Magnetic field amplification during gravitational collapse - Influence of initial conditions on dynamo evolution and saturation

TL;DR

This study investigates how initial conditions like turbulence strength, scale, and rotation influence magnetic field amplification and saturation during gravitational collapse, highlighting the role of the small-scale dynamo in this process.

Contribution

It provides new insights into the dependence of dynamo growth and saturation on initial turbulence and rotation conditions in collapsing gas clouds.

Findings

Dynamo amplification saturates at 20-30% of kinetic energy.

Saturation involves a shift in magnetic energy spectrum to larger scales.

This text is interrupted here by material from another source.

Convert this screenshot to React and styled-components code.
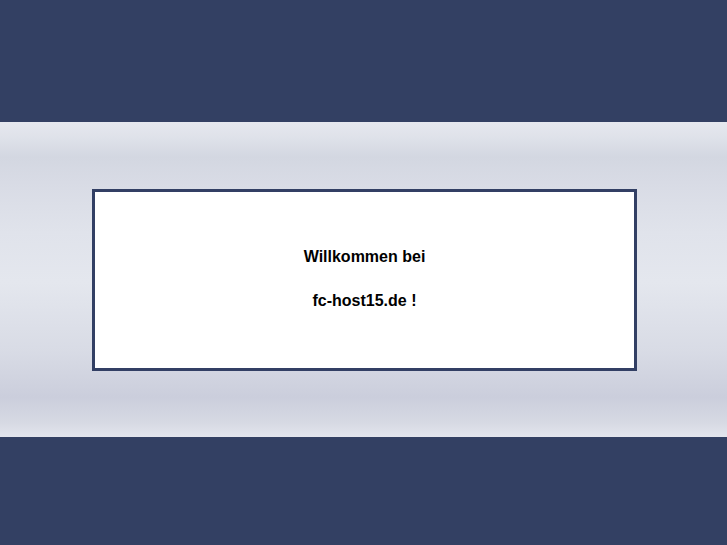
import React from "react";
import styled, { createGlobalStyle } from "styled-components";

const GlobalStyle = createGlobalStyle`
  html, body {
    margin: 0;
    padding: 0;
    background: #334063;
  }
  body {
    font-family: "Liberation Sans", Arial, sans-serif;
  }
`;

const Page = styled.div`
  display: flex;
  flex-direction: column;
  width: 100%;
  height: 545px;
  background: #334063;
`;

const Bar = styled.div`
  height: ${(p) => p.h}px;
  flex-shrink: 0;
  background: #334063;
`;

// hellgrauer Streifen mit weichem Verlauf
const Band = styled.div`
  height: 315px;
  flex-shrink: 0;
  display: flex;
  justify-content: center;
  padding: 67px 0 0 2px;
  box-sizing: border-box;
  background: linear-gradient(
    to bottom,
    #e6e8ef 0px,
    #dfe2ea 15px,
    #d3d7e1 35px,
    #d8dbe5 60px,
    #e0e3eb 110px,
    #e4e7ee 160px,
    #d8dbe5 230px,
    #cbcedc 275px,
    #d6d9e3 300px,
    #e3e5ed 315px
  );
`;

const Box = styled.div`
  width: 545px;
  height: 182px;
  box-sizing: border-box;
  border: 3px solid #323f64;
  background: #ffffff;
  display: flex;
  flex-direction: column;
  align-items: center;
  padding-top: 55px;
  gap: 24px;
`;

const Line = styled.div`
  font-size: 16px;
  font-weight: bold;
  line-height: 20px;
  color: #000000;
`;

export default function App() {
  return (
    <>
      <GlobalStyle />
      <Page>
        <Bar h={122} />
        <Band>
          <Box>
            <Line>Willkommen bei</Line>
            <Line>fc-host15.de !</Line>
          </Box>
        </Band>
        <Bar h={108} />
      </Page>
    </>
  );
}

Growth rate varies with Mach number, peaking at intermediate values.

Abstract

We study the influence of initial conditions on the magnetic field amplification during the collapse of a magnetised gas cloud. We focus on the dependence of the growth and saturation level of the dynamo generated field on the turbulent properties of the collapsing cloud. In particular, we explore the effect of varying the initial strength and injection scale of turbulence and the initial uniform rotation of the collapsing magnetised cloud. In order to follow the evolution of the magnetic field in both the kinematic and the nonlinear regime, we choose an initial field strength of $\simeq 1\,\mkG$ with the magnetic to kinetic energy ratio, $E_{\rm m}/E_{\rm k} \sim 10^{-4}$. Both gravitational compression and the small-scale dynamo initially amplify the magnetic field. Further into the evolution, the dynamo-generated magnetic field saturates but the total magnetic field continues to grow because of compression. The saturation of the small-scale dynamo is marked by a change in the slope of $B/\rho^{2/3}$ and by a shift in the peak of the magnetic energy spectrum from small scales to larger scales. For the range of initial Mach numbers explored in this study, the dynamo growth rate increases as the Mach number increases from $v_{\rm rms}/c_{\rm s}\sim 0.2$ to 0.4 and then starts decreasing from $v_{\rm rms}/c_{\rm s}\sim 1.0$. We obtain saturation values of $E_{\rm m}/E_{\rm k} = 0.2 - 0.3$ for these runs. Simulations with different initial injection scales of turbulence also show saturation at similar levels. For runs with different initial rotation of the cloud, the magnetic energy saturates at $E_{\rm m}/E_{\rm k}\sim 0.2 - 0.4$ of the equipartition value. (Abridged)